Friday, November 16, 2012

A Path With Heart


It felt like a very solid day and I feel firmly rooted on my path.  However, paradoxically, I’m not sure what that path is beyond being strongly connected to God, asking for guidance, doing the next right thing and being of service.  I do not feel attached to much of anything in the created order.  I also have no idea where my path will lead me.  My path has no firm boundaries, limits or direction, and that is excellent, but a little strange.
I had four clients today.  I clearly “comforted the afflicted” with the first and “afflicted the comfortable” with the last two. The second was a mix.  All actions were taken with the utmost love respect and I had a good connection with each.  I was a good conduit today!

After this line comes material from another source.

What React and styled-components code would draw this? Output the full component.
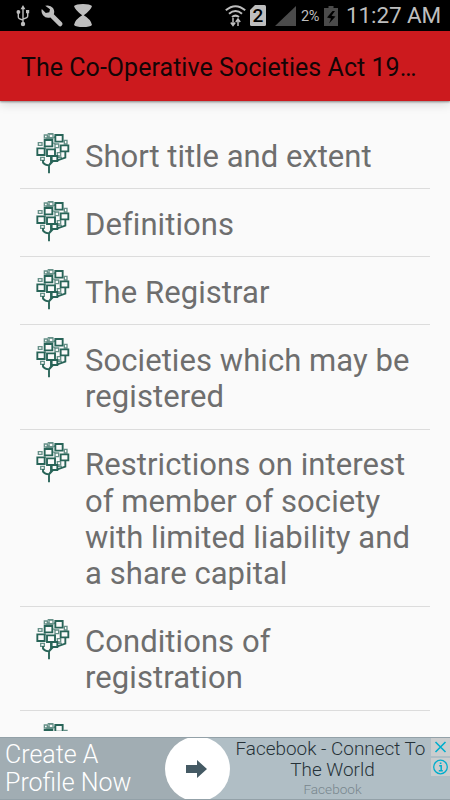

Tuesday, November 13, 2012

Connection With All Things


I have been reading a book called Wolfkiller which consists of stories and wisdom of a Navajo sheepherder from early in the 20th century.  His stories and wisdom were, in turn, passed down to him from his mother and grandfather, through their oral tradition.  He lived close to the earth.  Through his stories it becomes quite clear that he realized and treasured the knowledge that we are all connected to everything and everybody.  It is also quite apparent that knowing of that connection changed his life and made it quite beautiful and fulfilling.  Knowledge of that connection changed his general attitude and the way he interacted with the world around hin.  I too value that connection.  There is a love and respect for all things there and knowing of that connection has also changed my life dramatically.

Sunday, November 11, 2012

Understanding is not Required


When I say “understanding is not required”, it is an acknowledgment that I do not need to thoroughly understand something intellectually.  As in the last entry, my accepting a very limited, and totally non-intellectual understanding is based on love and faith, not intellect.  Pursuing a thorough, intellectual understanding would be fear based and would very likely detract from or completely eliminate the spiritual experience.  As several workers in the field have realized, scientific analysis and an attempt at a thorough understanding of spiritual things frequently conflicts with or eliminates spiritual events.  The intellect and the spiritual represent different paradigms and one cannot be used to evaluate the other, except in very simple ways.  For example, it is possible through scientific study to show that healing touch expedites healing in mice but not why or how.

Divine Assistance

We had a very strong lodge tonight and I was clearly “targeted” by the lodge, meaning the lodge, which is more closely connected with God than I am, had selected me as its target for special interest.  The targeting actually started before the ceremony and continued during.  Before the lodge began, the smaller and older of the two lodges on our property summoned me to it and had me place my hands on it so that it could better connect with me.  When I placed my hands on it and began to focus and be open, it began to do a combination of a transcendental healing and a “downloading” (the best description for how it feels) of information into me.  It was so intense I found it necessary to make contact only for a minute or so, before taking a break to walk around some.  While walking around, I was in a dazed state and only minimally connected to what we think of as reality.  I did the contact and walking around several times before lodge time.  During the ceremony, which was in the large lodge, the process continued in much the same way, but less intense so that my connection with reality was stronger and I was more able to interact.  Quite an honor!  I can’t say that I understood what took place but I do know that God and the lodge was helping me with my healing and helping me to be the person I wish.  Understanding is not required.